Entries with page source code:
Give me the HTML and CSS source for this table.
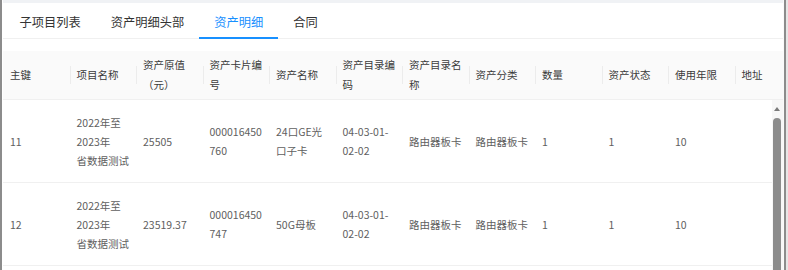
FILE: index.html
```
<!DOCTYPE html>
<html lang="zh-CN">
<head>
<meta charset="utf-8">
<link rel="stylesheet" href="styles.css">
</head>
<body>
<div class="frame">
  <div class="edge-left"></div>
  <div class="main">
    <div class="strip"></div>
    <div class="tabs">
      <div class="tab">子项目列表</div>
      <div class="tab">资产明细头部</div>
      <div class="tab active">资产明细</div>
      <div class="tab">合同</div>
    </div>
    <div class="grid">
      <div class="thead">
        <table>
          <colgroup>
            <col><col><col><col><col><col><col><col><col><col><col><col>
          </colgroup>
          <tr>
            <th>主键</th>
            <th>项目名称</th>
            <th>资产原值（元）</th>
            <th>资产卡片编号</th>
            <th>资产名称</th>
            <th>资产目录编码</th>
            <th>资产目录名称</th>
            <th>资产分类</th>
            <th>数量</th>
            <th>资产状态</th>
            <th>使用年限</th>
            <th>地址</th>
          </tr>
        </table>
      </div>
      <div class="tbody-wrap">
        <div class="tbody-clip">
          <table>
            <colgroup>
              <col><col><col><col><col><col><col><col><col><col><col><col>
            </colgroup>
            <tr>
              <td>11</td>
              <td>2022年至<br>2023年<br>省数据测试</td>
              <td>25505</td>
              <td class="brk">000016450760</td>
              <td>24口GE光口子卡</td>
              <td>04-03-01-02-02</td>
              <td>路由器板卡</td>
              <td>路由器板卡</td>
              <td>1</td>
              <td>1</td>
              <td>10</td>
              <td></td>
            </tr>
            <tr>
              <td>12</td>
              <td>2022年至<br>2023年<br>省数据测试</td>
              <td>23519.37</td>
              <td class="brk">000016450747</td>
              <td>50G母板</td>
              <td>04-03-01-02-02</td>
              <td>路由器板卡</td>
              <td>路由器板卡</td>
              <td>1</td>
              <td>1</td>
              <td>10</td>
              <td></td>
            </tr>
          </table>
        </div>
        <div class="scrollbar">
          <div class="sb-arrow"></div>
          <div class="sb-thumb"></div>
        </div>
      </div>
    </div>
  </div>
  <div class="edge-gap"></div>
  <div class="edge-right"></div>
  <div class="edge-far"></div>
</div>
</body>
</html>
```
FILE: styles.css
```
html, body {
  margin: 0;
  padding: 0;
  background: #fff;
}
body {
  width: 788px;
  height: 270px;
  overflow: hidden;
  font-family: "Noto Sans CJK SC", "Noto Sans", sans-serif;
}
.frame {
  display: flex;
  height: 270px;
}
.edge-left {
  width: 2px;
  background: #8c8c8c;
  margin-right: 1px;
  flex: none;
}
.main {
  width: 780px;
  flex: none;
  display: flex;
  flex-direction: column;
  overflow: hidden;
}
.edge-gap {
  width: 1px;
  background: #fafafa;
  flex: none;
}
.edge-right {
  width: 2px;
  background: #8c8c8c;
  flex: none;
}
.edge-far {
  width: 2px;
  background: #e6e6e6;
  flex: none;
}
.strip {
  height: 3px;
  background: #f0f2f5;
  flex: none;
}
.tabs {
  display: flex;
  height: 35px;
  border-bottom: 1px solid #f0f0f0;
  padding-left: 1.5px;
  flex: none;
}
.tab {
  position: relative;
  padding: 10px 15px 6px;
  font-size: 12.25px;
  line-height: 19px;
  color: #333;
  white-space: nowrap;
}
.tab.active {
  color: #1890ff;
}
.tab.active::after {
  content: "";
  position: absolute;
  left: 0;
  right: 0;
  bottom: -1px;
  height: 2px;
  background: #1890ff;
}
.grid {
  margin-top: 12px;
  flex: 1;
  display: flex;
  flex-direction: column;
  min-height: 0;
}
.thead {
  overflow: hidden;
  flex: none;
}
table {
  width: 798px;
  table-layout: fixed;
  border-collapse: collapse;
  border-spacing: 0;
  font-size: 10.5px;
}
col {
  width: 66.5px;
}
th {
  padding: 4px 5px 4px 7px;
  line-height: 20px;
  height: 40px;
  font-weight: normal;
  text-align: left;
  vertical-align: middle;
  color: #3a3a3a;
  background: #fafafa;
  border-bottom: 1px solid #f0f0f0;
  position: relative;
  box-sizing: content-box;
}
th + th::before {
  content: "";
  position: absolute;
  left: 0;
  top: 50%;
  width: 1px;
  height: 18px;
  margin-top: -9px;
  background: #ececec;
}
.tbody-wrap {
  flex: 1;
  display: flex;
  min-height: 0;
}
.tbody-clip {
  flex: 1;
  overflow: hidden;
}
td {
  padding: 12.5px 5px 12.5px 7px;
  line-height: 19px;
  color: #606060;
  vertical-align: middle;
  border-bottom: 1px solid #f0f0f0;
}
td.brk {
  word-break: break-all;
}
.scrollbar {
  width: 11px;
  flex: none;
  display: flex;
  flex-direction: column;
  align-items: center;
  background: #f7f7f7;
  padding-right: 1px;
  box-sizing: border-box;
}
.sb-arrow {
  width: 0;
  height: 0;
  border-left: 3.5px solid transparent;
  border-right: 3.5px solid transparent;
  border-bottom: 4px solid #7a7a7a;
  margin-top: 7px;
}
.sb-thumb {
  width: 8px;
  flex: 1;
  margin-top: 7px;
  background: #8c8c8c;
  border-radius: 4px 4px 0 0;
}
```
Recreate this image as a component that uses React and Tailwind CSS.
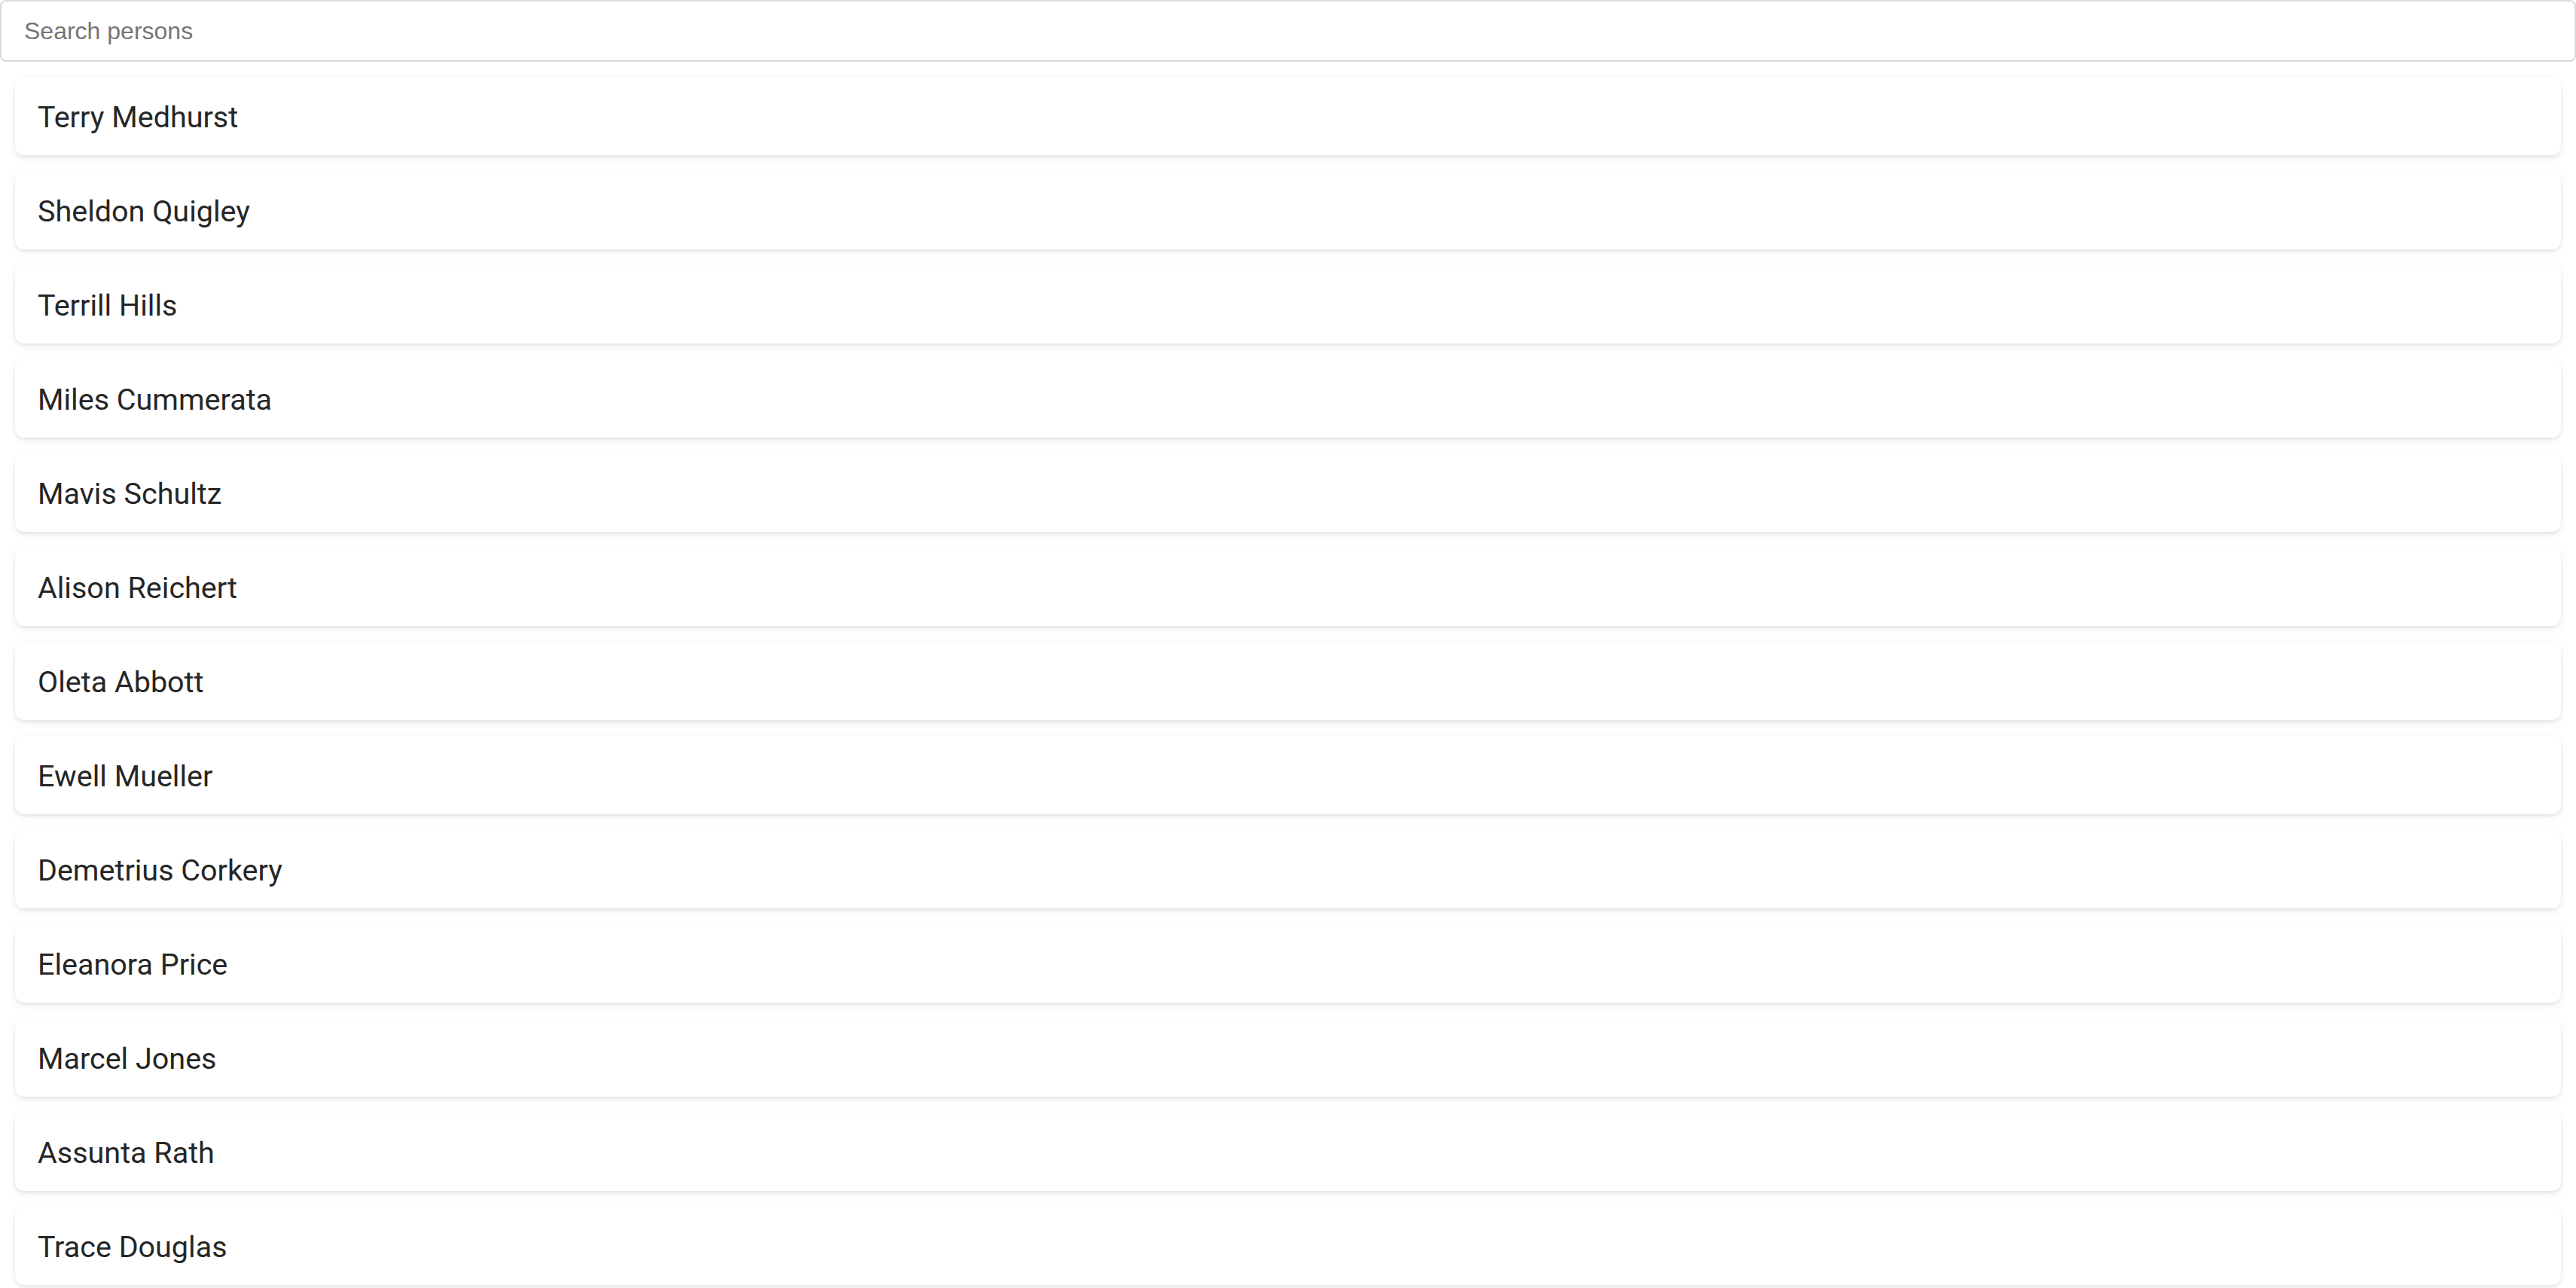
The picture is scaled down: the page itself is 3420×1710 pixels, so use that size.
import { useState } from 'react'

const persons = [
  'Terry Medhurst',
  'Sheldon Quigley',
  'Terrill Hills',
  'Miles Cummerata',
  'Mavis Schultz',
  'Alison Reichert',
  'Oleta Abbott',
  'Ewell Mueller',
  'Demetrius Corkery',
  'Eleanora Price',
  'Marcel Jones',
  'Assunta Rath',
  'Trace Douglas',
]

function PersonCard({ name }) {
  return (
    <div className="flex h-[104px] items-center rounded-[12px] bg-white pl-[30px] pt-[3px] shadow-[0_2px_4px_rgba(0,0,0,0.07),0_4px_12px_rgba(0,0,0,0.06)]">
      <span className="text-[39.5px] leading-none text-[#262626] [font-family:Roboto,'Liberation_Sans',sans-serif]">
        {name}
      </span>
    </div>
  )
}

export default function App() {
  const [query, setQuery] = useState('')
  const filtered = persons.filter((p) => p.toLowerCase().includes(query.toLowerCase()))

  return (
    <div className="min-h-screen bg-white">
      <input
        type="text"
        value={query}
        onChange={(e) => setQuery(e.target.value)}
        placeholder="Search persons"
        className="block h-[82px] w-full rounded-[8px] border-2 border-[#dadada] px-[30px] text-[32px] text-[#333] outline-none placeholder:text-[#757575] [font-family:'Liberation_Sans',Arial,sans-serif]"
      />
      <div className="flex flex-col gap-[21px] px-[20px] pt-[20px]">
        {filtered.map((name) => (
          <PersonCard key={name} name={name} />
        ))}
      </div>
    </div>
  )
}
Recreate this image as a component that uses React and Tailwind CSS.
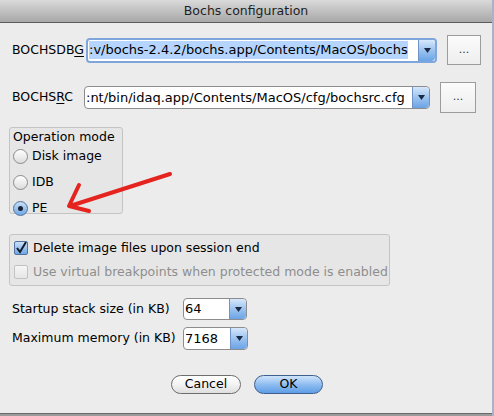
import React from 'react';

const font = { fontFamily: '"Lucida Grande", "DejaVu Sans", sans-serif' };

const Arrow = () => (
  <div className="flex h-full w-[17px] shrink-0 items-center justify-center rounded-r-[4px] border-l border-[#6f93c6] bg-gradient-to-b from-[#d6e7fb] via-[#9cc3ef] to-[#6aa3e6]">
    <svg width="7" height="5" viewBox="0 0 7 5">
      <path d="M0 0 L7 0 L3.5 5 Z" fill="#1b2a44" />
    </svg>
  </div>
);

const Combo = ({ text, width, height, focused, selected }) => (
  <div
    className={`flex shrink-0 items-stretch rounded-[4px] bg-white ${
      focused ? 'border-2 border-[#7ea6dc]' : 'border border-[#8d8d8d]'
    }`}
    style={{ width, height }}
  >
    <div className="flex flex-1 items-center overflow-hidden pl-[1px]">
      <span
        className={`whitespace-nowrap text-[13px] leading-[18px] text-black ${selected ? 'bg-[#b5d5fe]' : ''}`}
      >
        {text}
      </span>
    </div>
    <Arrow />
  </div>
);

const DotsButton = ({ width, height }) => (
  <div
    className="flex shrink-0 items-center justify-center border border-[#9c9c9c] bg-gradient-to-b from-[#fbfbfb] to-[#eeeeee] text-[11px] text-[#333]"
    style={{ width, height }}
  >
    ...
  </div>
);

const Radio = ({ label, checked }) => (
  <div className="flex h-[26px] items-center gap-[4px] pl-[3px]">
    {checked ? (
      <div className="flex h-[15px] w-[15px] items-center justify-center rounded-full border border-[#51729f] bg-gradient-to-b from-[#c9e0f8] to-[#6ea7e4]">
        <div className="h-[5px] w-[5px] rounded-full bg-[#1b2331]" />
      </div>
    ) : (
      <div className="h-[15px] w-[15px] rounded-full border border-[#8b8b8b] bg-gradient-to-b from-[#ffffff] to-[#dcdcdc]" />
    )}
    <span className="text-[12.5px] text-black">{label}</span>
  </div>
);

export default function App() {
  return (
    <div className="relative flex h-[416px] w-[494px] overflow-hidden bg-[#ececec]" style={font}>
      <div className="flex w-[492px] flex-col">
        {/* Title bar */}
        <div className="flex h-[23px] shrink-0 items-center justify-center border-b border-[#5c5c5c] bg-gradient-to-b from-[#dadada] to-[#a8a8a8] text-[12.5px] text-[#1e1e1e]">
          Bochs configuration
        </div>

        {/* BOCHSDBG */}
        <div className="mt-[12px] flex h-[30px] items-center">
          <span className="w-[86px] shrink-0 whitespace-nowrap pl-[12px] text-[12.5px] text-black">
            BOCHSDB<span className="underline underline-offset-2">G</span>
          </span>
          <Combo text=":v/bochs-2.4.2/bochs.app/Contents/MacOS/bochs" width={351} height={25} focused selected />
          <div className="ml-[10px]">
            <DotsButton width={34} height={30} />
          </div>
        </div>

        {/* BOCHSRC */}
        <div className="mt-[17px] flex h-[31px] items-center">
          <span className="w-[84px] shrink-0 whitespace-nowrap pl-[12px] text-[12.5px] text-black">
            BOCHS<span className="underline underline-offset-2">R</span>C
          </span>
          <Combo text=":nt/bin/idaq.app/Contents/MacOS/cfg/bochsrc.cfg" width={346} height={23} />
          <div className="ml-[10px]">
            <DotsButton width={36} height={31} />
          </div>
        </div>

        {/* Operation mode */}
        <div className="ml-[9px] mt-[14px] flex h-[87px] w-[114px] flex-col rounded-[3px] border border-[#c4c4c4] bg-[#e6e6e6] pt-[1px]">
          <span className="whitespace-nowrap pl-[3px] text-[12.5px] leading-[16px] text-black">Operation mode</span>
          <div className="-mt-[2px] flex flex-col">
            <Radio label="Disk image" />
            <Radio label="IDB" />
            <Radio label="PE" checked />
          </div>
        </div>

        {/* Checkbox group */}
        <div className="ml-[9px] mt-[20px] flex h-[52px] w-[381px] flex-col rounded-[3px] border border-[#c4c4c4] bg-[#e6e6e6] pl-[4px]">
          <div className="flex h-[24px] items-center gap-[5px] pt-[2px]">
            <div className="flex h-[14px] w-[14px] shrink-0 items-center justify-center rounded-[2px] border border-[#51729f] bg-gradient-to-b from-[#c9e0f8] to-[#6ea7e4]">
              <svg width="12" height="12" viewBox="0 0 12 12">
                <path d="M2 6 L5 10 L11 0" fill="none" stroke="#141c2a" strokeWidth="2" />
              </svg>
            </div>
            <span className="whitespace-nowrap text-[12.5px] text-black">Delete image files upon session end</span>
          </div>
          <div className="flex h-[26px] items-center gap-[5px]">
            <div className="h-[14px] w-[14px] shrink-0 rounded-[2px] border border-[#c2c2c2] bg-gradient-to-b from-[#f6f6f6] to-[#e6e6e6]" />
            <span className="whitespace-nowrap text-[12.5px] text-[#8e8e8e]">Use virtual breakpoints when protected mode is enabled</span>
          </div>
        </div>

        {/* Startup stack */}
        <div className="mt-[12px] flex h-[22px] items-center">
          <span className="w-[183px] shrink-0 whitespace-nowrap pl-[12px] text-[12.5px] text-black">Startup stack size (in KB)</span>
          <Combo text="64" width={64} height={22} />
        </div>
        <div className="mt-[7px] flex h-[23px] items-center">
          <span className="w-[183px] shrink-0 whitespace-nowrap pl-[12px] text-[12.5px] text-black">Maximum memory (in KB)</span>
          <Combo text="7168" width={65} height={23} />
        </div>

        {/* Buttons */}
        <div className="mt-[25px] flex justify-center gap-[13px] pl-[2px]">
          <div className="flex h-[19px] w-[70px] items-center justify-center rounded-full border border-[#6e6e6e] bg-gradient-to-b from-[#ffffff] via-[#f3f3f3] to-[#dedede] text-[12.5px] text-black">
            Cancel
          </div>
          <div className="flex h-[19px] w-[69px] items-center justify-center rounded-full border border-[#3f5f8f] bg-gradient-to-b from-[#cfe4fa] via-[#8fbdf0] to-[#5f9de6] text-[12.5px] text-black">
            OK
          </div>
        </div>

        <div className="flex-1" />
        <div className="h-[3px] shrink-0 border-t border-[#6a6a6a] bg-[#9a9a9a]" />
      </div>
      <div className="w-[2px] bg-[#a8b4c6]" />

      {/* Red annotation arrow */}
      <svg className="pointer-events-none absolute left-0 top-0" width="494" height="416">
        <g fill="none" stroke="#e5231f" strokeWidth="4" strokeLinecap="round" strokeLinejoin="round">
          <path d="M170 174 L70 206" />
          <path d="M79 185 L69 206 L89 211" />
        </g>
      </svg>
    </div>
  );
}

▶ **Goal**: Identify and copy lines that hold the string "size".

▶ **Output for this exercise**:
  font-size: 12.25px;
  font-size: 10.5px;
The picture is scaled down: the page itself is 3420×1710 pixels, so use that size.
          <span className="w-[183px] shrink-0 whitespace-nowrap pl-[12px] text-[12.5px] text-black">Startup stack size (in KB)</span>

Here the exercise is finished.